Topics: contract damages, government payments, administrative power, military supply contracts

Summary

Background

Joseph W. Parish, an ice contractor, had a government contract later made specific for 30,000 tons of ice. He delivered 12,768 tons and bought 17,232 tons that were not accepted and were lost. The Court of Claims found Parish was ready and willing to perform. This Court previously set the appropriate rule for damages and Congress later appropriated money for part of Parish’s loss. In 1903 Congress authorized the Secretary of the Treasury to examine Parish’s claim, apply the damages rule from United States v. Behan, use the evidence collected by the Court of Claims, and determine the balance due.

Reasoning

The central question was whether the Secretary could reopen factual issues and exercise broad judgment, or whether he was required to calculate the amount Parish should have received under the contract "if carried out in full without change or default." The Court held the statute precluded relitigating whether Parish was in default and required the Secretary to assume Parish’s readiness to perform and to compute the balance under the established damages rule using the Court of Claims evidence.
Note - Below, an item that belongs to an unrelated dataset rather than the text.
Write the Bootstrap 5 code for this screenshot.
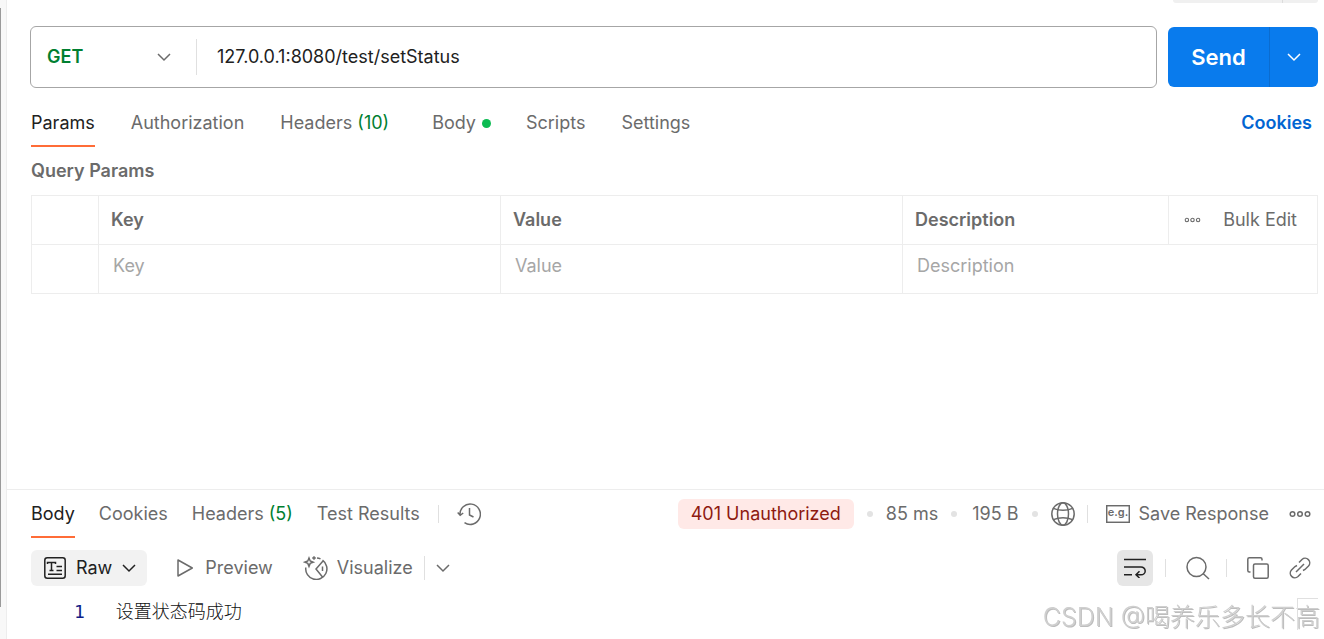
<!DOCTYPE html>
<html lang="en">
<head>
<meta charset="utf-8">
<meta name="viewport" content="width=device-width, initial-scale=1">
<title>127.0.0.1:8080/test/setStatus</title>
<link href="https://cdn.jsdelivr.net/npm/bootstrap@5.3.0/dist/css/bootstrap.min.css" rel="stylesheet">
<script src="https://cdn.jsdelivr.net/npm/bootstrap@5.3.0/dist/js/bootstrap.bundle.min.js" defer></script>
<style>
  :root { --ink: #212121; --muted: #6b6b6b; --faint: #a6a6a6; --line: #ededed; --green: #007f31; --accent: #ff6c37; }
  body { font-family: Inter, "Noto Sans CJK SC", sans-serif; font-size: 18px; line-height: 24px; color: var(--muted); background: #fff; }
  svg { display: block; flex: none; fill: none; stroke: currentColor; stroke-width: 1.5; }
  button { background: none; border: 0; padding: 0; color: inherit; }
  .rail { width: 7px; padding: 8px 0 32px; background: #f8f8f8; border-right: 1px solid var(--line); }
  .rail-mark { width: 1px; background: #9a9a9a; }
  .pane { min-width: 0; }
  .request { padding: 0 6px 0 24px; }
  .topstub { height: 3px; width: 145px; background: #f0f0f0; border-radius: 0 0 5px 5px; }
  .topstub span { width: 36px; border-left: 1px solid #dcdcdc; }
  .urlrow { gap: 11px; margin: 23px 0 0 -1px; }
  .urlbox { height: 62px; border: 1px solid #a6a6a6; border-radius: 6px; }
  .method { width: 166px; height: 36px; padding: 0 25px 0 16px; border-right: 1px solid #e0e0e0; }
  .method select { appearance: none; border: 0; background: none; padding: 0; outline: 0; color: var(--green); font-weight: 600; width: 100%; }
  .urlbox input { border: 0; outline: 0; padding: 0 20px; min-width: 0; color: var(--ink); }
  .send { height: 60px; background: #097bed; color: #fff; border-radius: 6px; }
  .send-main { width: 101px; font-size: 22px; font-weight: 600; }
  .send-more { width: 49px; border-left: 1px solid #0a6cd0; }
  .tabs a { color: inherit; text-decoration: none; border-bottom: 2px solid transparent; white-space: pre; }
  .tabs a.active { color: var(--ink); border-color: var(--accent); }
  .tabs-req { gap: 36px; margin-top: 23px; }
  .tabs-req a { padding-bottom: 10px; }
  .tabs-req .body-tab { margin-left: 7px; margin-right: -1px; }
  .tabs-res { gap: 24px; }
  .tabs-res a { padding: 12px 0 10px; }
  .count { color: var(--green); }
  .livedot { width: 9px; height: 9px; border-radius: 50%; background: #0cbb52; margin-left: 6px; }
  .cookielink { color: #0265d2; font-weight: 600; text-decoration: none; margin-right: 6px; }
  .heading { font-size: 18px; line-height: 24px; font-weight: 600; margin: 12px 0; }
  .params { table-layout: fixed; width: 100%; border-collapse: collapse; }
  .params .c-check { width: 67px; }
  .params .c-desc { width: 266px; }
  .params .c-tools { width: 149px; }
  .params th, .params td { border: 1px solid var(--line); height: 49px; padding: 0 12px; font-weight: 600; }
  .params td { padding: 0 14px 6px; }
  .params input { border: 0; outline: 0; padding: 0; width: 100%; display: block; }
  .params input::placeholder { color: var(--faint); opacity: 1; }
  .params .tools { padding: 0 20px 0 15px; font-weight: 400; }
  .response { border-top: 1px solid var(--line); height: 150px; }
  .resrow { padding: 0 13px 0 24px; height: 48px; }
  .toolrow { padding: 0 13px 0 24px; height: 36px; margin-top: 12px; }
  .vsep { width: 1px; height: 18px; background: #e0e0e0; }
  .tabs + .vsep { margin: 0 18px; }
  .status { height: 30px; padding: 0 13px; border-radius: 6px; background: #ffe9e7; color: #8e1a10; }
  .sepdot { width: 6px; height: 6px; border-radius: 50%; background: #e3e3e3; margin: 0 13px; }
  .sepdot.wide { margin: 0 15px 0 13px; }
  .save { gap: 9px; margin-left: 18px; }
  .rawbtn { height: 36px; padding: 0 11px 0 13px; gap: 10px; background: #f2f2f2; color: var(--ink); border-radius: 6px; }
  .previewbtn { gap: 12px; margin-left: 30px; }
  .visualbtn { gap: 9px; margin-left: 30px; }
  .visualbtn + .vsep { height: 24px; margin: 0 11px; }
  .wrapbtn { width: 36px; height: 36px; background: #e6e6e6; color: var(--ink); border-radius: 6px; }
  .codeline { padding: 14px 0 0 67px; gap: 31px; }
  .lineno { font-family: "DejaVu Sans Mono", monospace; color: #0f1d87; }
  .codetext { font-weight: 300; color: #111; }
  .watermark { right: 4px; bottom: 4px; font-size: 25px; line-height: 36px; font-weight: 300; color: #cfcfcf; text-shadow: 1px 1px 0 #bdbdbd; white-space: nowrap; pointer-events: none; }
  .watermark-corner { right: 6px; bottom: 9px; width: 21px; height: 32px; border: solid #e0e0e0; border-width: 1px 0 0 1px; pointer-events: none; }
</style>
</head>
<body>
<svg width="0" height="0" class="position-absolute" aria-hidden="true">
  <symbol id="chev" viewBox="0 0 14 14"><path d="M1 4l6 6 6-6"/></symbol>
  <symbol id="dots" viewBox="0 0 22 8"><circle cx="3.5" cy="4" r="2.3"/><circle cx="11" cy="4" r="2.3"/><circle cx="18.5" cy="4" r="2.3"/></symbol>
</svg>
<div class="d-flex vh-100 overflow-hidden">
  <div class="rail flex-shrink-0 d-flex"><div class="rail-mark"></div></div>
  <main class="pane flex-grow-1 d-flex flex-column">
    <section class="request flex-grow-1">
      <div class="topstub ms-auto d-flex justify-content-end"><span></span></div>
      <form class="urlrow d-flex align-items-center" onsubmit="return false">
        <div class="urlbox d-flex align-items-center flex-grow-1">
          <div class="method d-flex align-items-center">
            <select aria-label="Method"><option>GET</option><option>POST</option></select>
            <svg width="14" height="14"><use href="#chev"/></svg>
          </div>
          <input class="flex-grow-1" type="text" aria-label="Request URL" value="127.0.0.1:8080/test/setStatus">
        </div>
        <div class="send d-flex">
          <button type="submit" class="send-main">Send</button>
          <button type="button" class="send-more d-flex align-items-center justify-content-center" aria-label="Send options"><svg width="14" height="14"><use href="#chev"/></svg></button>
        </div>
      </form>
      <div class="d-flex justify-content-between">
        <nav class="tabs tabs-req d-flex" aria-label="Request">
          <a href="#" class="active">Params</a>
          <a href="#">Authorization</a>
          <a href="#">Headers <span class="count">(10)</span></a>
          <a href="#" class="body-tab d-flex align-items-center">Body<span class="livedot"></span></a>
          <a href="#">Scripts</a>
          <a href="#">Settings</a>
        </nav>
        <div class="tabs-req d-flex"><a href="#" class="cookielink">Cookies</a></div>
      </div>
      <h2 class="heading">Query Params</h2>
      <table class="params">
        <colgroup><col class="c-check"><col><col><col class="c-desc"><col class="c-tools"></colgroup>
        <thead>
          <tr>
            <th aria-label="Enabled"></th><th>Key</th><th>Value</th><th>Description</th>
            <th class="tools">
              <div class="d-flex align-items-center justify-content-between">
                <button type="button" aria-label="More"><svg width="17" height="6" viewBox="0 0 22 8"><use href="#dots"/></svg></button>
                <button type="button">Bulk Edit</button>
              </div>
            </th>
          </tr>
        </thead>
        <tbody>
          <tr>
            <td></td>
            <td><input type="text" placeholder="Key" aria-label="Key"></td>
            <td><input type="text" placeholder="Value" aria-label="Value"></td>
            <td colspan="2"><input type="text" placeholder="Description" aria-label="Description"></td>
          </tr>
        </tbody>
      </table>
    </section>

    <section class="response flex-shrink-0">
      <div class="resrow d-flex align-items-center justify-content-between">
        <div class="d-flex align-items-center">
          <nav class="tabs tabs-res d-flex" aria-label="Response">
            <a href="#" class="active">Body</a>
            <a href="#">Cookies</a>
            <a href="#">Headers <span class="count">(5)</span></a>
            <a href="#">Test Results</a>
          </nav>
          <span class="vsep"></span>
          <button type="button" aria-label="History">
            <svg width="24" height="24" viewBox="0 0 24 24"><path d="M3 13A10.2 10.2 0 1 1 7.5 20.7M.7 10.5L3.2 13.300l3-2.300M12.500 6v7l4 2"/></svg>
          </button>
        </div>
        <div class="d-flex align-items-center">
          <span class="status d-flex align-items-center">401 Unauthorized</span>
          <span class="sepdot"></span>
          <span>85 ms</span>
          <span class="sepdot wide"></span>
          <span>195 B</span>
          <span class="sepdot"></span>
          <button type="button" aria-label="Network" class="me-2"><svg width="24" height="24" viewBox="0 0 24 24"><circle cx="12" cy="12" r="11.200"/><ellipse cx="12" cy="12" rx="5.500" ry="11.200"/><path d="M2.500 6.300C8 9 16 9 21.500 6.300M2.500 17.700C8 15 16 15 21.500 17.700"/></svg></button>
          <span class="vsep ms-1"></span>
          <button type="button" class="save d-flex align-items-center">
            <svg width="24" height="18" viewBox="0 0 24 18"><rect x=".7" y=".7" width="22.600" height="16.600"/><text x="12" y="11" text-anchor="middle" font-size="11" font-weight="600" fill="currentColor" stroke="none">e.g.</text></svg>
            Save Response
          </button>
          <button type="button" aria-label="More actions" class="ps-3 ms-1"><svg width="22" height="8"><use href="#dots"/></svg></button>
        </div>
      </div>

      <div class="toolrow d-flex align-items-center justify-content-between">
        <div class="d-flex align-items-center">
          <button type="button" class="rawbtn d-flex align-items-center">
            <svg width="22" height="22" viewBox="0 0 22 22"><rect x=".8" y=".8" width="20.400" height="20.400" rx="2.500"/><path d="M3.500 7V5.500h8V7M7.500 5.500v8M5.500 13.500h4M12.500 9.500H18M12.500 13.500H18M4 17.200h14"/></svg>
            Raw
            <svg width="14" height="14"><use href="#chev"/></svg>
          </button>
          <button type="button" class="previewbtn d-flex align-items-center">
            <svg width="16" height="18" viewBox="0 0 16 18"><path d="M1 1l14.300 8L1 17z" stroke-linejoin="round"/></svg>
            Preview
          </button>
          <button type="button" class="visualbtn d-flex align-items-center">
            <svg width="25" height="24" viewBox="0 0 24 24"><path d="M13.500 1.900a10.600 10.600 0 0 1 3.500 1M19 4.200A10.600 10.600 0 1 1 2.300 11.500M5.500 2l1.200 3 3 1.200-3 1.200-1.200 3-1.200-3-3-1.200 3-1.200zM10.500.2v3.600M8.700 2h3.600M19.500 5L12.500 13l6.500 8M19 10.500v4.500"/></svg>
            Visualize
          </button>
          <span class="vsep"></span>
          <button type="button" aria-label="Visualize options"><svg width="14" height="14"><use href="#chev"/></svg></button>
        </div>
        <div class="d-flex align-items-center">
          <button type="button" class="wrapbtn d-flex align-items-center justify-content-center me-2" aria-label="Wrap lines">
            <svg width="22" height="20" viewBox="0 0 22 20"><path d="M0 1.500h22M0 9h17a4.200 3.900 0 0 1 0 7.800h-5M0 16.800h8M15.500 13.300L12 16.800l3.500 3.200"/></svg>
          </button>
          <span class="vsep ms-1 me-3"></span>
          <button type="button" aria-label="Search" class="ps-1 pe-3"><svg width="24" height="24" viewBox="0 0 24 24"><circle cx="10.500" cy="11" r="9.500"/><path d="M17 17.500l6 5.500"/></svg></button>
          <span class="vsep me-3"></span>
          <button type="button" aria-label="Copy" class="ps-1 pe-1"><svg width="22" height="22" viewBox="0 0 22 22"><rect x="6.500" y="7" width="14.700" height="14.200" rx="1.500"/><path d="M3.500 15H2.300Q.8 15 .8 13.500V2.300Q.8.8 2.300.8H13.500Q15 .8 15 2.300V3.500"/></svg></button>
          <button type="button" aria-label="Copy link" class="ms-3"><svg width="22" height="22" viewBox="0 0 22 22"><path d="M7 15l8-8M10 5.500l3-3a4.600 4.600 0 0 1 6.500 6.500l-3.500 3.500-2 1M12 16.500l-3 3A4.600 4.600 0 0 1 2.500 13L6 9.500l2-1"/></svg></button>
        </div>
      </div>

      <div class="codeline d-flex">
        <span class="lineno">1</span><span class="codetext" lang="zh-CN">设置状态码成功</span>
      </div>
    </section>
  </main>
</div>
<div class="watermark position-fixed" lang="zh-CN">CSDN @喝养乐多长不高</div>
<div class="watermark-corner position-fixed"></div>
</body>
</html>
The Court emphasized Congress intended prompt and complete relief and did not give the Secretary discretion to make new factual findings.

Real world impact

The decision orders payment to the contractor by requiring a ministerial calculation of the balance due rather than a fresh factual inquiry. It narrows executive discretion where Congress refers a settled claim to an officer for computation, and it reverses the Court of Appeals and directs judgment for the relator.